I've been remiss in noting that a London School of Economics study found that a half-century of tax-cuts-for-the-rich haven't "trickled down" to the poor, but have mainly benefited the rich, which will seem obvious to anyone who understands human nature even a little, but still, it's nice to have some science behind it. Of course, right-wingers will say and you're surprised? to avoid serious argument over the matter, when these would be the same right-wingers who have uncritically repeated trickle-down pablum for the last half-century. (Hey, it's shameless product plug time: here's a bumper sticker I made that's relevant to this topic.)
I've also been remiss to realize that yes, you can put a minimum wage hike in a budget bill subject to reconciliation, and therefore avoid Yet Another Senate Filibuster. President Biden expressed skepticism that the minimum wage hike would survive such scrutiny, but he should have known better, too, having successfully shepherded the Affordable Care Act through budget reconciliation in 2010. Sen. Sanders (I-VT), now Senate Budget Committee Chair, suggests that when our Congressional Budget Office (or CBO) declared that the minimum wage hike would affect federal deficits, they essentially made the minimum wage hike a budgetary matter. (As an aside, a $54 billion increase in the deficit over 10 years isn't very big. Remember those Trump tax cuts? $1.7 trillion over 10 years. So tell your Trumphole friends to take a seat.)

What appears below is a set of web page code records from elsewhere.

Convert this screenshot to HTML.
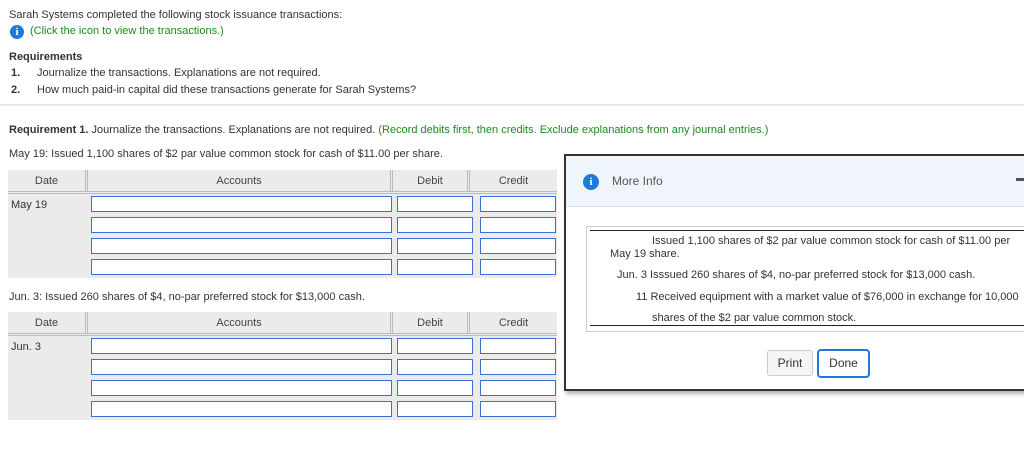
<!DOCTYPE html>
<html><head><style>
body{margin:0;width:1024px;height:460px;overflow:hidden;background:#fff;font-family:"Liberation Sans",sans-serif;font-size:11px;color:#333;position:relative}
.a{position:absolute;white-space:nowrap}
.g{color:#1e8a1e}
.hdr{position:absolute;background:#ebebeb;height:21px;border-bottom:3px double #bbb}
.hc{position:absolute;top:0;height:21px;line-height:22px;text-align:center;color:#444;border-right:3px double #bbb}
.body{position:absolute;background:#ebebeb}
.in{position:absolute;height:14px;border:1px solid #3a70d8;background:#fff}
.ib{display:inline-block;width:14px;height:14px;border-radius:50%;background:#1d7ad9;color:#fff;font:bold 11px "Liberation Serif",serif;text-align:center;line-height:14px}
</style></head><body>
<div class="a" style="left:9px;top:9px">Sarah Systems completed the following stock issuance transactions:</div>
<div class="a" style="left:10px;top:25px"><span class="ib">i</span></div>
<div class="a g" style="left:30px;top:25px">(Click the icon to view the transactions.)</div>
<div class="a" style="left:9px;top:51px;font-weight:bold">Requirements</div>
<div class="a" style="left:11px;top:67px;font-weight:bold">1.</div>
<div class="a" style="left:37px;top:67px">Journalize the transactions. Explanations are not required.</div>
<div class="a" style="left:11px;top:84px;font-weight:bold">2.</div>
<div class="a" style="left:37px;top:84px">How much paid-in capital did these transactions generate for Sarah Systems?</div>
<div class="a" style="left:0;top:104px;width:1024px;height:2px;background:#e6e6ee"></div>
<div class="a" style="left:9px;top:124px"><b>Requirement 1.</b> Journalize the transactions. Explanations are not required. <span class="g">(Record debits first, then credits. Exclude explanations from any journal entries.)</span></div>
<div class="a" style="left:9px;top:148px">May 19: Issued 1,100 shares of $2 par value common stock for cash of $11.00 per share.</div>

<div class="hdr" style="left:8px;top:170px;width:549px">
<div class="hc" style="left:0;width:77px">Date</div>
<div class="hc" style="left:80px;width:302px">Accounts</div>
<div class="hc" style="left:385px;width:74px">Debit</div>
<div class="hc" style="left:462px;width:87px;border-right:0">Credit</div></div>
<div class="body" style="left:8px;top:194px;width:549px;height:84px"></div>
<div class="a" style="left:11px;top:199px">May 19</div>
<div class="in" style="left:91px;top:196px;width:299px"></div><div class="in" style="left:397px;top:196px;width:74px"></div><div class="in" style="left:480px;top:196px;width:74px"></div>
<div class="in" style="left:91px;top:217px;width:299px"></div><div class="in" style="left:397px;top:217px;width:74px"></div><div class="in" style="left:480px;top:217px;width:74px"></div>
<div class="in" style="left:91px;top:238px;width:299px"></div><div class="in" style="left:397px;top:238px;width:74px"></div><div class="in" style="left:480px;top:238px;width:74px"></div>
<div class="in" style="left:91px;top:259px;width:299px"></div><div class="in" style="left:397px;top:259px;width:74px"></div><div class="in" style="left:480px;top:259px;width:74px"></div>

<div class="a" style="left:9px;top:291px">Jun. 3: Issued 260 shares of $4, no-par preferred stock for $13,000 cash.</div>
<div class="hdr" style="left:8px;top:312px;width:549px">
<div class="hc" style="left:0;width:77px">Date</div>
<div class="hc" style="left:80px;width:302px">Accounts</div>
<div class="hc" style="left:385px;width:74px">Debit</div>
<div class="hc" style="left:462px;width:87px;border-right:0">Credit</div></div>
<div class="body" style="left:8px;top:336px;width:549px;height:84px"></div>
<div class="a" style="left:11px;top:341px">Jun. 3</div>
<div class="in" style="left:91px;top:338px;width:299px"></div><div class="in" style="left:397px;top:338px;width:74px"></div><div class="in" style="left:480px;top:338px;width:74px"></div>
<div class="in" style="left:91px;top:359px;width:299px"></div><div class="in" style="left:397px;top:359px;width:74px"></div><div class="in" style="left:480px;top:359px;width:74px"></div>
<div class="in" style="left:91px;top:380px;width:299px"></div><div class="in" style="left:397px;top:380px;width:74px"></div><div class="in" style="left:480px;top:380px;width:74px"></div>
<div class="in" style="left:91px;top:401px;width:299px"></div><div class="in" style="left:397px;top:401px;width:74px"></div><div class="in" style="left:480px;top:401px;width:74px"></div>

<div class="a" style="left:564px;top:154px;width:470px;height:233px;border:2px solid #333;background:#fff;box-shadow:2px 3px 4px rgba(0,0,0,.3)">
<div class="a" style="left:0;top:0;width:470px;height:50px;background:#f0f5fc;border-bottom:1px solid #cfe0f0"></div>
<div class="a" style="left:17px;top:18px"><span class="ib" style="width:16px;height:16px;line-height:16px">i</span></div>
<div class="a" style="left:46px;top:18px;font-size:12px;color:#555">More Info</div>
<div class="a" style="left:450px;top:22px;width:12px;height:3px;background:#555"></div>
<div class="a" style="left:20px;top:70px;width:460px;height:104px;border:1px solid #ccc"></div>
<div class="a" style="left:24px;top:74px;width:460px;height:94px;border-top:1px solid #222;border-bottom:1px solid #222"></div>
<div class="a" style="left:86px;top:79px">Issued 1,100 shares of $2 par value common stock for cash of $11.00 per</div>
<div class="a" style="left:44px;top:92px">May 19 share.</div>
<div class="a" style="left:51px;top:113px">Jun. 3 Isssued 260 shares of $4, no-par preferred stock for $13,000 cash.</div>
<div class="a" style="left:70px;top:135px">11 Received equipment with a market value of $76,000 in exchange for 10,000</div>
<div class="a" style="left:86px;top:156px">shares of the $2 par value common stock.</div>
<div class="a" style="left:201px;top:194px;width:44px;height:24px;border:1px solid #ccc;border-radius:3px;background:#f5f5f5;text-align:center;line-height:24px;font-size:12px">Print</div>
<div class="a" style="left:251px;top:193px;width:49px;height:25px;border:2px solid #1d7ad9;border-radius:4px;background:#fff;text-align:center;line-height:25px;font-size:12px">Done</div>
</div>
</body></html>
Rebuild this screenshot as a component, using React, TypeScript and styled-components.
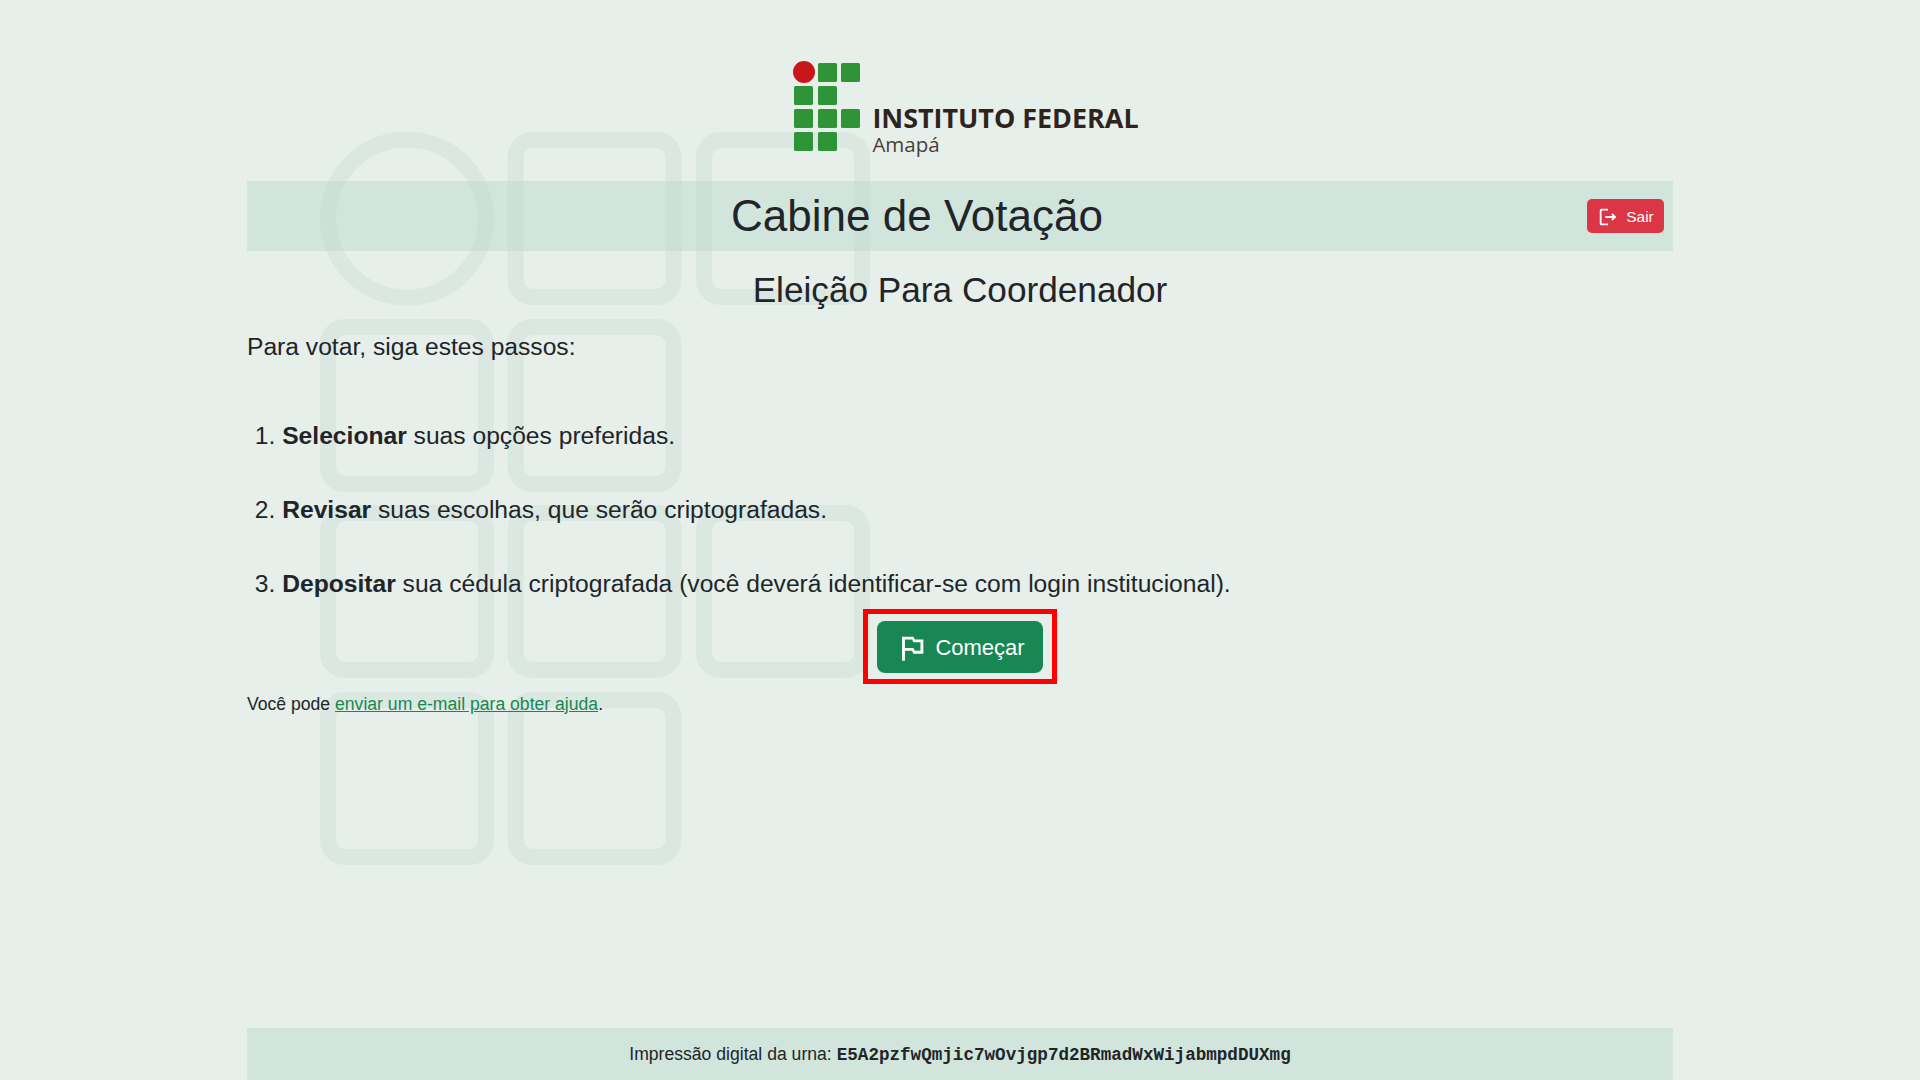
import React from "react";
import styled, { createGlobalStyle } from "styled-components";
import { MdOutlinedFlag, MdOutlineLogout } from "react-icons/md";

const GlobalStyle = createGlobalStyle`
    html, body {
        margin: 0;
        padding: 0;
        background-color: #e6efea;
        color: #212529;
        font-family: "Liberation Sans", Arial, sans-serif;
        font-size: 17.6px;
    }
`;

const Page = styled.div`
    position: relative;
    width: 1426px;
    height: 1080px;
    margin: 0 auto;
    display: flex;
    flex-direction: column;
`;

const Watermark = styled.svg`
    position: absolute;
    left: 73px;
    top: 132px;
    width: 552px;
    height: 733px;
    color: #dbe7e1;
`;

const Content = styled.main`
    position: relative;
    flex: 1;
    display: flex;
    flex-direction: column;
`;

const LogoRow = styled.div`
    display: flex;
    justify-content: center;
    align-items: flex-start;
    gap: 12px;
    height: 181px;
    padding: 61px 0 0 12px;
    box-sizing: border-box;
`;

const LogoText = styled.div`
    display: flex;
    flex-direction: column;
    margin-top: 42px;
    font-family: "Open Sans", sans-serif;
`;

const LogoName = styled.span`
    font-size: 26.9px;
    line-height: 29px;
    font-weight: 700;
    color: #2f241d;
    white-space: nowrap;
`;

const LogoPlace = styled.span`
    font-size: 20.5px;
    line-height: 24px;
    color: #4a4038;
`;

const Header = styled.header`
    display: flex;
    align-items: center;
    height: 70px;
    padding-right: 9px;
    background-color: rgba(176, 212, 196, 0.38);
`;

const Title = styled.h1`
    flex: 1;
    margin: 0;
    font-size: 44px;
    line-height: 68px;
    font-weight: 400;
    text-align: center;
`;

const Button = styled.button<{ $color: string; $big?: boolean }>`
    display: inline-flex;
    align-items: center;
    justify-content: center;
    border: none;
    color: #fff;
    font-family: inherit;
    background-color: ${(p) => p.$color};
    border-radius: ${(p) => (p.$big ? "8px" : "5px")};
    width: ${(p) => (p.$big ? "166px" : "77px")};
    height: ${(p) => (p.$big ? "52px" : "34px")};
    gap: ${(p) => (p.$big ? "6px" : "7px")};
    font-size: ${(p) => (p.$big ? "22px" : "15.4px")};
    padding: 2px 0 0;
`;

const Subtitle = styled.h2`
    margin: 15px 0 0;
    font-size: 35.2px;
    line-height: 48px;
    font-weight: 400;
    text-align: center;
`;

const Lead = styled.p`
    margin: 14px 0 0;
    font-size: 24.64px;
    line-height: 37px;
`;

const Steps = styled.ol`
    margin: 52px 0 0;
    padding: 0 0 0 35.2px;
    font-size: 24.64px;
    line-height: 37px;
`;

const Step = styled.li`
    margin-bottom: 37px;

    &:last-child {
        margin-bottom: 0;
    }
`;

const StartBox = styled.div`
    align-self: center;
    display: flex;
    margin-top: 7px;
    padding: 7px 9px 6px;
    border: 5px solid #ff0000;
`;

const Help = styled.p`
    margin: 7px 0 0;
    line-height: 26.4px;
`;

const HelpLink = styled.a`
    color: #198754;
    text-decoration: underline;
`;

const Footer = styled.footer`
    position: relative;
    height: 52px;
    padding-top: 1px;
    box-sizing: border-box;
    display: flex;
    align-items: center;
    justify-content: center;
    gap: 5px;
    background-color: rgba(176, 212, 196, 0.38);
`;

const Fingerprint = styled.code`
    font-family: "Liberation Mono", monospace;
    font-weight: 700;
    font-size: 17.6px;
`;

const squares = [
    [187.5, 0], [376, 0],
    [0, 187], [187.5, 187],
    [0, 373], [187.5, 373], [376, 373],
    [0, 560], [187.5, 560],
];

const logoSquares = [
    [24, 0], [47, 0],
    [0, 23], [24, 23],
    [0, 46], [24, 46], [47, 46],
    [0, 69], [24, 69],
];

const LogoMark = styled.svg`
    flex-shrink: 0;
`;

const IfLogo = () => (
    <LogoMark width="67" height="90" viewBox="0 0 67 90">
        <circle cx="11" cy="11" r="11" fill="#c9161b" />
        {logoSquares.map(([x, y]) => (
            <rect key={`${x}-${y}`} x={x + 1} y={y + 2} width="19" height="19" rx="1.5" fill="#2f9438" />
        ))}
    </LogoMark>
);

export default function App() {
    return (
        <Page>
            <GlobalStyle />
            <Watermark viewBox="0 0 552 733" fill="none" stroke="currentColor" strokeWidth="16">
                <circle cx="87" cy="86.5" r="79" />
                {squares.map(([x, y]) => (
                    <rect key={`${x}-${y}`} x={x + 8} y={y + 8} width="158" height="157" rx="17" />
                ))}
            </Watermark>
            <Content>
                <LogoRow>
                    <IfLogo />
                    <LogoText>
                        <LogoName>INSTITUTO FEDERAL</LogoName>
                        <LogoPlace>Amapá</LogoPlace>
                    </LogoText>
                </LogoRow>
                <Header>
                    <Title>Cabine de Votação</Title>
                    <Button $color="#dc3545">
                        <MdOutlineLogout size={22} />
                        Sair
                    </Button>
                </Header>
                <Subtitle>Eleição Para Coordenador</Subtitle>
                <Lead>Para votar, siga estes passos:</Lead>
                <Steps>
                    <Step><b>Selecionar</b> suas opções preferidas.</Step>
                    <Step><b>Revisar</b> suas escolhas, que serão criptografadas.</Step>
                    <Step><b>Depositar</b> sua cédula criptografada (você deverá identificar-se com login institucional).</Step>
                </Steps>
                <StartBox>
                    <Button $color="#198754" $big>
                        <MdOutlinedFlag size={34} />
                        Começar
                    </Button>
                </StartBox>
                <Help>Você pode <HelpLink href="#">enviar um e-mail para obter ajuda</HelpLink>.</Help>
            </Content>
            <Footer>
                <span>Impressão digital da urna:</span>
                <Fingerprint>E5A2pzfwQmjic7wOvjgp7d2BRmadWxWijabmpdDUXmg</Fingerprint>
            </Footer>
        </Page>
    );
}
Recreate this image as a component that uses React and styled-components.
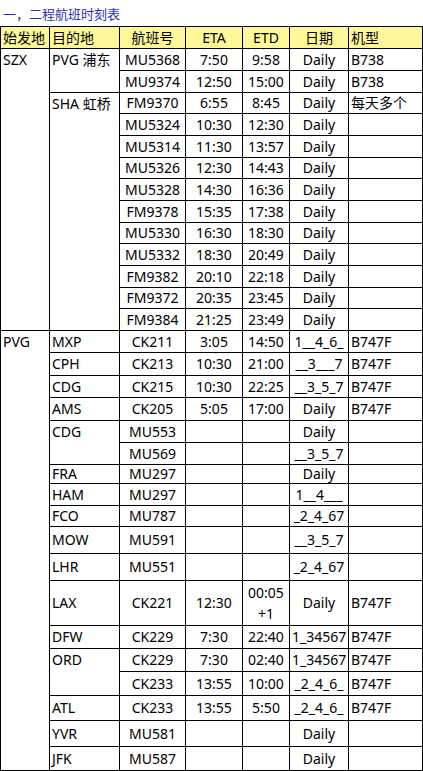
import styled, { createGlobalStyle } from 'styled-components'

const GlobalStyle = createGlobalStyle`
  html, body {
    margin: 0;
    padding: 0;
    background: #ffffff;
  }
  body {
    font-family: "Noto Sans", "Noto Sans CJK SC", sans-serif;
    color: #000;
  }
`

const Page = styled.div`
  width: 423px;
`

const Title = styled.div`
  height: 26px;
  line-height: 26px;
  padding-left: 3px;
  padding-top: 1px;
  box-sizing: border-box;
  font-size: 13px;
  color: #2b2fa8;
  font-family: "Noto Sans CJK SC", "Noto Sans", sans-serif;
`

const Table = styled.table`
  border-collapse: collapse;
  table-layout: fixed;
  width: 422px;
  font-size: 14px;
  line-height: 18px;
`

const Row = styled.tr`
  height: ${({ $h }) => $h}px;
`

const HeadCell = styled.th`
  background: #fef89a;
  border: 1px solid #000;
  font-weight: normal;
  padding: 0 2px;
  text-align: ${({ $align }) => $align || 'center'};
  white-space: nowrap;
  overflow: hidden;
`

const Cell = styled.td`
  border: 1px solid #000;
  padding: 0 2px;
  text-align: ${({ $align }) => $align || 'center'};
  vertical-align: ${({ $top }) => ($top ? 'top' : 'middle')};
  padding-top: ${({ $top }) => ($top ? '2px' : '0')};
  line-height: ${({ $wrap }) => ($wrap ? '21px' : '18px')};
  white-space: ${({ $wrap }) => ($wrap ? 'normal' : 'nowrap')};
  overflow: hidden;
`

const widths = [49, 70, 66, 57, 47, 59, 74]

//--------- FLIGHT DATA ---------
const flights = [
  { h: 22, origin: ['SZX', 13], dest: ['PVG 浦东', 2], no: 'MU5368', eta: '7:50', etd: '9:58', days: 'Daily', type: 'B738' },
  { h: 22, no: 'MU9374', eta: '12:50', etd: '15:00', days: 'Daily', type: 'B738' },
  { h: 21, dest: ['SHA 虹桥', 11], no: 'FM9370', eta: '6:55', etd: '8:45', days: 'Daily', type: '每天多个' },
  { h: 22, no: 'MU5324', eta: '10:30', etd: '12:30', days: 'Daily' },
  { h: 22, no: 'MU5314', eta: '11:30', etd: '13:57', days: 'Daily' },
  { h: 21, no: 'MU5326', eta: '12:30', etd: '14:43', days: 'Daily' },
  { h: 22, no: 'MU5328', eta: '14:30', etd: '16:36', days: 'Daily' },
  { h: 22, no: 'FM9378', eta: '15:35', etd: '17:38', days: 'Daily' },
  { h: 21, no: 'MU5330', eta: '16:30', etd: '18:30', days: 'Daily' },
  { h: 22, no: 'MU5332', eta: '18:30', etd: '20:49', days: 'Daily' },
  { h: 22, no: 'FM9382', eta: '20:10', etd: '22:18', days: 'Daily' },
  { h: 21, no: 'FM9372', eta: '20:35', etd: '23:45', days: 'Daily' },
  { h: 22, no: 'FM9384', eta: '21:25', etd: '23:49', days: 'Daily' },
  { h: 22, origin: ['PVG', 18], dest: ['MXP', 1], no: 'CK211', eta: '3:05', etd: '14:50', days: '1__4_6_', type: 'B747F' },
  { h: 23, dest: ['CPH', 1], no: 'CK213', eta: '10:30', etd: '21:00', days: '__3___7', type: 'B747F' },
  { h: 22, dest: ['CDG', 1], no: 'CK215', eta: '10:30', etd: '22:25', days: '__3_5_7', type: 'B747F' },
  { h: 23, dest: ['AMS', 1], no: 'CK205', eta: '5:05', etd: '17:00', days: 'Daily', type: 'B747F' },
  { h: 22, dest: ['CDG', 2], no: 'MU553', days: 'Daily' },
  { h: 22, no: 'MU569', days: '__3_5_7' },
  { h: 19, dest: ['FRA', 1], no: 'MU297', days: 'Daily' },
  { h: 22, dest: ['HAM', 1], no: 'MU297', days: '1__4___' },
  { h: 21, dest: ['FCO', 1], no: 'MU787', days: '_2_4_67' },
  { h: 27, dest: ['MOW', 1], no: 'MU591', days: '__3_5_7' },
  { h: 27, dest: ['LHR', 1], no: 'MU551', days: '_2_4_67' },
  { h: 45, dest: ['LAX', 1], no: 'CK221', eta: '12:30', etd: '00:05 +1', wrap: true, days: 'Daily', type: 'B747F' },
  { h: 23, dest: ['DFW', 1], no: 'CK229', eta: '7:30', etd: '22:40', days: '1_34567', type: 'B747F' },
  { h: 23, dest: ['ORD', 2], no: 'CK229', eta: '7:30', etd: '02:40', days: '1_34567', type: 'B747F' },
  { h: 24, no: 'CK233', eta: '13:55', etd: '10:00', days: '_2_4_6_', type: 'B747F' },
  { h: 25, dest: ['ATL', 1], no: 'CK233', eta: '13:55', etd: '5:50', days: '_2_4_6_', type: 'B747F' },
  { h: 26, dest: ['YVR', 1], no: 'MU581', days: 'Daily' },
  { h: 24, dest: ['JFK', 1], no: 'MU587', days: 'Daily' },
]
//--------- FLIGHT DATA ---------

export default function App() {
  return (
    <>
      <GlobalStyle />
      <Page>
        <Title>一，二程航班时刻表</Title>
        <Table>
          <colgroup>
            {widths.map((w, i) => <col key={i} style={{ width: w }} />)}
          </colgroup>
          <thead>
            <Row $h={22}>
              <HeadCell $align="left">始发地</HeadCell>
              <HeadCell $align="left">目的地</HeadCell>
              <HeadCell>航班号</HeadCell>
              <HeadCell>ETA</HeadCell>
              <HeadCell>ETD</HeadCell>
              <HeadCell>日期</HeadCell>
              <HeadCell $align="left">机型</HeadCell>
            </Row>
          </thead>
          <tbody>
            {flights.map((f, i) => (
              <Row key={i} $h={f.h}>
                {f.origin && (
                  <Cell $align="left" $top rowSpan={f.origin[1]}>{f.origin[0]}</Cell>
                )}
                {f.dest && (
                  <Cell $align="left" $top={f.dest[1] > 1} rowSpan={f.dest[1]}>{f.dest[0]}</Cell>
                )}
                <Cell>{f.no}</Cell>
                <Cell>{f.eta}</Cell>
                <Cell $wrap={f.wrap}>{f.etd}</Cell>
                <Cell>{f.days}</Cell>
                <Cell $align="left">{f.type}</Cell>
              </Row>
            ))}
          </tbody>
        </Table>
      </Page>
    </>
  )
}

Don't breathe too easily over the news that only 2% of Americans have a positive view of the QAnon madness, because those 2% will all vote, and in a close election between a cowardly Democrat and an insane Republican, they could very easily be the difference. I'm a little more annoyed that some 11% are neutral toward QAnon, which I suppose means they haven't heard of it (meaning they live under a rock), want to keep an open mind (meaning their brains are about to fall out), or don't want to form an opinion until they know everything (how much of this pile of elephant dung does anyone need to see?). A proper conspiracy theorist would target that 11% hard, and if they get to them before we do, we're going to lose them.
I'm not impressed that the Arizona "shaman"/horn-wearer/Capitol seditionist has apologized for his wrongdoing, and not just because folks will say lots of things once they find their ass in a sling -- dude displays absolutely no understanding of why he was wrong. "I was wrong, period" doesn't actually explain much; in fact, one could easily view it as an attempt to forestall any analysis, from you or him, of why he's wrong. It's a long journey from "I want to change America" to "I'm going to overthrow our government," and if you ask forgiveness by saying "I was wrong, period" without elaborating on any part of that journey, then I'm going to suspect you're bullshitting. Do you want the people who would forgive you to think you're bullshitting? (Hate to pile on, but saying Mr. Trump "let a lot of peaceful people down" should help you remember that Mr. Angeli, or Chansley, or whatever, was most decidedly not peaceful on January 6.)
Finally, Kenyan engineer Nzambi Matee creates a brick made of plastic waste and sand that can hold twice as much weight as concrete blocks. And her corporation gets a lot of the unrecyclable plastic it uses for free (at least until packaging plants figure out they're sitting on a gold mine!). They use it for paving stones, and I would wonder whether her bricks are too light for, say, building a house, but still, any time you turn trash into something useful, you win. I wish her the best.